Given that scientific evidence attributes positive mental and physical human health, how can architecture and technology apply biophilic principles to transform users’ experience of space?

Philip Beesley’s, a pioneer of responsive & interactive architecture

Avant-garde visual artist and architect Philip Beesley, wears many hats in the professional and academic world of art and architecture, as Director of Living Architecture Systems Group, with his own Toronto-based practice, Philip Beesley Architect Inc as well as Professor in Architecture at the University of Waterloo & Professor of Digital Design and Architecture & Urbanism at the European Graduate School. He has dedicated his career to furthering the connection between man and nature in the built environment. He is a pioneer in kinetic, responsive, near-living architectural installations, which are a form of biomimicry.

Video: Epiphyte Chamber, 2013 - courtesy of Philip Beesley - Living Architecture Systems Group

These installations are part of his six-year experimental research. His work combines the principles of biophilic design with technology within strong, lightweight responsive textile environments. Beesley looks at wearable interactive textiles and transform those interactions into architectural scaled structures. According to Beesley textile-based buildings “range from flexible skeletons and meshwork skins to structures that move and respond to their occupants”. Another aspect of his exploration is kinesthesia. In the project Aerial Well Study kinetic mechanisms were integrated so the structure could react to the movement of passing visitors by twisting and pulling towards them.

Astrocyte is a fascinating experience of ‘living architecture’

Exhibited at the 2017 Expo for Design, Innovation & Technology (EDIT 2017), Astrocyte is a multidisciplinary project that combines artificial intelligence, chemistry and an immersive soundscape to create a form of ‘living architecture’. The result is an architectural structure that responds to the presence of its viewers through light, sound and motion. This design, named after a type brain cell, is made of a fitting 300,000 components and like textiles is lightweight yet resilient and capable of supporting varying forces and shifting motions. This lightweight resilience was achieved through biomimicry - mimicking types of vegetation and other natural systems.

Some of the components in the structure include electronic sensors, 3D printed lights, acrylic, mylar fronds, inorganic chemicals, and custom glasswork (which holds oils and chemicals is said to signify the energies of organic life).

Astrocyte is able to detect its viewers’ motion through the sensors and responds to their movements with patterns of light, vibration and surround sound – provoking the viewers’ senses, further enhancing the experience of space. The beautiful and gentle nature of the structure draws the viewer closer, creating a type of ‘body language’.

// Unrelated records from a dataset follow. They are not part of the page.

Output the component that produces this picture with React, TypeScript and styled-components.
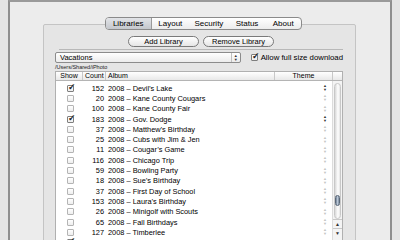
import { FC } from "react";
import styled, { createGlobalStyle } from "styled-components";

const GlobalStyle = createGlobalStyle`
  html, body {
    margin: 0;
    padding: 0;
    background: #e6e6e6;
  }
  * {
    box-sizing: border-box;
  }
`;

const SPage = styled.div`
  width: 400px;
  height: 240px;
  overflow: hidden;
  display: flex;
  background: #e4e4e4;
  font-family: "Liberation Sans", Arial, sans-serif;
  color: #000;
  -webkit-font-smoothing: antialiased;
`;

const SWindow = styled.div`
  margin-left: 8px;
  width: 384px;
  height: 260px;
  background: #ececec;
  border-left: 2px solid #8e8e8e;
  border-right: 2px solid #8e8e8e;
  border-top: 2px solid #9a9a9a;
  padding-top: 15px;
  display: flex;
  flex-direction: column;
`;

const STabsRow = styled.div`
  display: flex;
  justify-content: center;
  margin-left: 6px;
  height: 13px;
  margin-bottom: -6px;
  position: relative;
  z-index: 1;
`;

const STabs = styled.div`
  display: flex;
  width: 197px;
  border: 1px solid #8a8a8a;
  border-radius: 4px;
  overflow: hidden;
  background: linear-gradient(#ffffff, #ececec);
`;

const STab = styled.div<{ $active?: boolean; $w: number }>`
  width: ${(p) => p.$w}px;
  font-size: 8px;
  line-height: 11px;
  text-align: center;
  border-right: 1px solid ${(p) => (p.$active ? "#9a9a9a" : "transparent")};
  background: ${(p) =>
    p.$active ? "linear-gradient(#e2e4e8, #c4c7cc)" : "transparent"};
  &:last-child {
    border-right: none;
  }
`;

const SPanel = styled.div`
  margin-left: 33px;
  width: 313px;
  flex: 1;
  background: #e5e5e5;
  border: 1px solid #c4c4c4;
  border-radius: 2px;
  padding: 11px 12px 0 11px;
  display: flex;
  flex-direction: column;
`;

const SButtonRow = styled.div`
  display: flex;
  justify-content: center;
  gap: 4px;
  margin-left: 4px;
  padding-bottom: 2px;
  border-bottom: 1px solid #b8b8b8;
`;

const SButton = styled.div`
  width: 71px;
  height: 11px;
  border: 1px solid #7a7a7a;
  border-radius: 6px;
  background: linear-gradient(#ffffff, #e6e6e6);
  font-size: 7.5px;
  line-height: 9px;
  text-align: center;
`;

const SControlRow = styled.div`
  display: flex;
  align-items: center;
  margin-top: 2px;
  gap: 10px;
`;

const SPopup = styled.div`
  width: 187px;
  height: 11px;
  border: 1px solid #8c8c8c;
  border-radius: 2px;
  background: linear-gradient(#ffffff, #ececec);
  display: flex;
  align-items: center;
  justify-content: space-between;
  font-size: 7.5px;
  padding-left: 4px;
`;

const SPopupArrows = styled.div`
  width: 9px;
  height: 9px;
  border-left: 1px solid #c0c0c0;
  display: flex;
  flex-direction: column;
  align-items: center;
  justify-content: center;
  font-size: 4px;
  line-height: 4px;
  color: #333;
`;

const SCheckLabel = styled.div`
  display: flex;
  align-items: center;
  gap: 3px;
  font-size: 7.8px;
  white-space: nowrap;
`;

const SBox = styled.div<{ $checked?: boolean; $dim?: boolean }>`
  width: 7px;
  height: 7px;
  border: 1px solid ${(p) => (p.$dim ? "#b4b4b4" : "#7e7e7e")};
  background: linear-gradient(#ffffff, #eeeeee);
  position: relative;
  border-radius: 1px;
  &::after {
    content: ${(p) => (p.$checked ? '"✓"' : '""')};
    position: absolute;
    left: 0px;
    top: -4px;
    font-size: 9px;
    font-weight: bold;
    color: #222;
  }
`;

const SPath = styled.div`
  font-size: 5.5px;
  margin-top: 1px;
  line-height: 7px;
  color: #222;
`;

const STable = styled.div`
  width: 288px;
  flex: 1;
  background: #fff;
  border: 1px solid #b0b0b0;
  border-bottom: none;
  display: flex;
  flex-direction: column;
`;

const SHeader = styled.div`
  display: grid;
  grid-template-columns: 27px 23px 169px 58px 1fr;
  height: 9px;
  background: linear-gradient(#ffffff, #e8e8e8);
  border-bottom: 1px solid #b4b4b4;
  font-size: 7px;
  line-height: 8px;
`;

const SHeadCell = styled.div<{ $align?: string }>`
  border-right: 1px solid #c8c8c8;
  padding: 0 2px;
  text-align: ${(p) => p.$align || "left"};
  &:last-child {
    border-right: none;
  }
`;

const SBody = styled.div`
  display: flex;
  flex: 1;
`;

const SRows = styled.div`
  flex: 1;
  padding-top: 2px;
`;

const SRow = styled.div`
  display: grid;
  grid-template-columns: 27px 23px 169px 52px;
  height: 10.3px;
  align-items: center;
  font-size: 7.4px;
`;

const SBoxCell = styled.div`
  display: flex;
  justify-content: center;
  padding-left: 1px;
`;

const SCount = styled.div`
  text-align: right;
  padding-right: 2px;
`;

const SAlbum = styled.div`
  padding-left: 2px;
  white-space: nowrap;
`;

const SStepper = styled.div<{ $dark?: boolean }>`
  display: flex;
  flex-direction: column;
  align-items: flex-end;
  font-size: 4px;
  line-height: 4px;
  color: ${(p) => (p.$dark ? "#333" : "#c4c4c4")};
`;

const SScrollbar = styled.div`
  width: 10px;
  border-left: 1px solid #dcdcdc;
  background: #f4f4f4;
  display: flex;
  flex-direction: column;
  align-items: center;
`;

const STrack = styled.div`
  margin-top: 2px;
  width: 7px;
  height: 136px;
  border-radius: 4px;
  background: linear-gradient(90deg, #d8d8d8, #ffffff 60%, #e4e4e4);
  border: 1px solid #c8c8c8;
  display: flex;
  flex-direction: column;
  justify-content: flex-end;
  padding-bottom: 12px;
`;

const SThumb = styled.div`
  width: 5px;
  height: 11px;
  border-radius: 3px;
  background: linear-gradient(90deg, #6f7f93, #b9c6d6 50%, #7a8a9c);
  border: 1px solid #5a6878;
`;

const SArrowBtn = styled.div`
  width: 9px;
  height: 9px;
  font-size: 5px;
  line-height: 9px;
  text-align: center;
  border-top: 1px solid #c8c8c8;
  color: #333;
`;

interface Album {
  show: boolean;
  count: number;
  name: string;
}

const albums: Album[] = [
  { show: true, count: 152, name: "Devil’s Lake" },
  { show: false, count: 20, name: "Kane County Cougars" },
  { show: false, count: 100, name: "Kane County Fair" },
  { show: true, count: 183, name: "Gov. Dodge" },
  { show: false, count: 37, name: "Matthew’s Birthday" },
  { show: false, count: 25, name: "Cubs with Jim & Jen" },
  { show: false, count: 11, name: "Cougar’s Game" },
  { show: false, count: 116, name: "Chicago Trip" },
  { show: false, count: 59, name: "Bowling Party" },
  { show: false, count: 18, name: "Sue’s Birthday" },
  { show: false, count: 37, name: "First Day of School" },
  { show: false, count: 153, name: "Laura’s Birthday" },
  { show: false, count: 26, name: "Minigolf with Scouts" },
  { show: false, count: 65, name: "Fall Birthdays" },
  { show: false, count: 127, name: "Timberlee" },
];

const tabs: [string, number][] = [
  ["Libraries", 47],
  ["Layout", 38],
  ["Security", 40],
  ["Status", 37],
  ["About", 35],
];

const App: FC = () => {
  return (
    <SPage>
      <GlobalStyle />
      <SWindow>
        <STabsRow>
          <STabs>
            {tabs.map(([t, w], i) => (
              <STab key={t} $w={w} $active={i === 0}>
                {t}
              </STab>
            ))}
          </STabs>
        </STabsRow>
        <SPanel>
          <SButtonRow>
            <SButton>Add Library</SButton>
            <SButton>Remove Library</SButton>
          </SButtonRow>
          <SControlRow>
            <SPopup>
              Vacations
              <SPopupArrows>
                <span>▲</span>
                <span>▼</span>
              </SPopupArrows>
            </SPopup>
            <SCheckLabel>
              <SBox $checked />
              Allow full size download
            </SCheckLabel>
          </SControlRow>
          <SPath>/Users/Shared/iPhoto</SPath>
          <STable>
            <SHeader>
              <SHeadCell $align="center">Show</SHeadCell>
              <SHeadCell $align="center">Count</SHeadCell>
              <SHeadCell>Album</SHeadCell>
              <SHeadCell $align="center">Theme</SHeadCell>
              <SHeadCell />
            </SHeader>
            <SBody>
              <SRows>
                {albums.map((a, i) => (
                  <SRow key={i}>
                    <SBoxCell>
                      <SBox $checked={a.show} $dim={!a.show} />
                    </SBoxCell>
                    <SCount>{a.count}</SCount>
                    <SAlbum>2008 – {a.name}</SAlbum>
                    <SStepper $dark={a.show}>
                      <span>▲</span>
                      <span>▼</span>
                    </SStepper>
                  </SRow>
                ))}
                <SRow>
                  <SBoxCell>
                    <SBox $checked />
                  </SBoxCell>
                </SRow>
              </SRows>
              <SScrollbar>
                <STrack>
                  <SThumb />
                </STrack>
                <SArrowBtn>▲</SArrowBtn>
                <SArrowBtn>▼</SArrowBtn>
              </SScrollbar>
            </SBody>
          </STable>
        </SPanel>
      </SWindow>
    </SPage>
  );
};

export default App;
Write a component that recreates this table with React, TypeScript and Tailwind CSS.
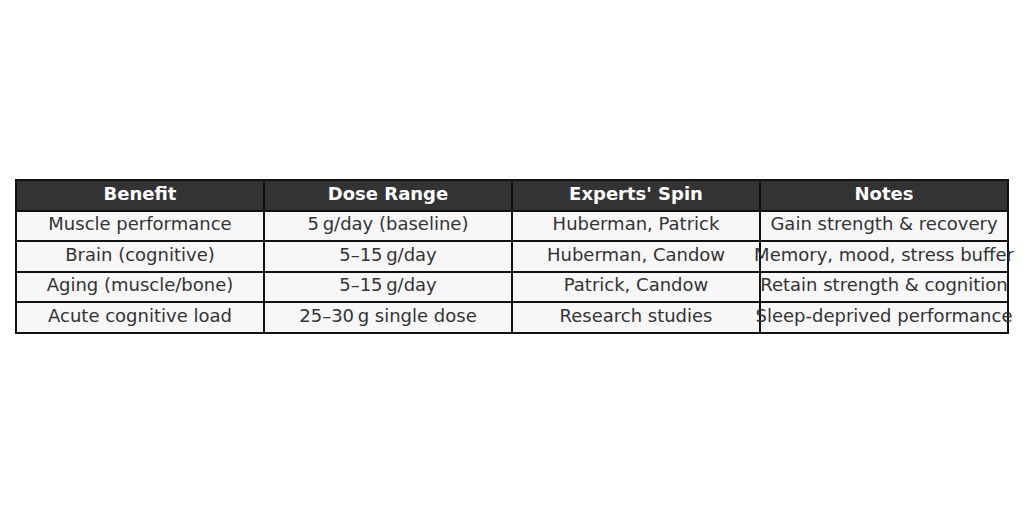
const headers = ["Benefit", "Dose Range", "Experts' Spin", "Notes"];

const rows = [
  ["Muscle performance", "5\u2009g/day (baseline)", "Huberman, Patrick", "Gain strength & recovery"],
  ["Brain (cognitive)", "5\u201315\u2009g/day", "Huberman, Candow", "Memory, mood, stress buffer"],
  ["Aging (muscle/bone)", "5\u201315\u2009g/day", "Patrick, Candow", "Retain strength & cognition"],
  ["Acute cognitive load", "25\u201330\u2009g single dose", "Research studies", "Sleep-deprived performance"],
];

export default function App() {
  return (
    <div
      className="flex h-[512px] w-[1024px] items-center justify-center bg-white"
      style={{ fontFamily: '"DejaVu Sans", "Liberation Sans", sans-serif' }}
    >
      <table className="w-[992px] table-fixed border-collapse text-[18px] leading-[22px]">
        <thead>
          <tr className="h-[31px]">
            {headers.map((h) => (
              <th key={h} className="w-[248px] border-2 border-[#111] bg-[#333333] p-0 pb-[3px] font-bold text-white">
                <div className="flex justify-center whitespace-nowrap">{h}</div>
              </th>
            ))}
          </tr>
        </thead>
        <tbody>
          {rows.map((row, i) => (
            <tr key={i} className="h-[30.5px]">
              {row.map((cell, j) => (
                <td key={j} className="border-2 border-[#111] bg-[#f7f7f7] p-0 pb-[3px] text-[#333333]">
                  <div className="flex justify-center whitespace-nowrap">{cell}</div>
                </td>
              ))}
            </tr>
          ))}
        </tbody>
      </table>
    </div>
  );
}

Image: Astrocyte, 2017 - courtesy of Alex Willms/Philip Beesley Architects

The auditory experience was created by Philip Beesley’s team in collaboration with sound artists, 4Dsound. With this installation Beesley and his team of experts from Living Architecture are not only exploring the interaction between structures and occupants but also future building materials that could self-repair and alter spaces through the use of light, sound and other forms of media.

Astrocyte brings together beauty, tech and human experience. Is this merely science fiction or are we headed towards an architectural revolution? We look forward to monitoring its progress.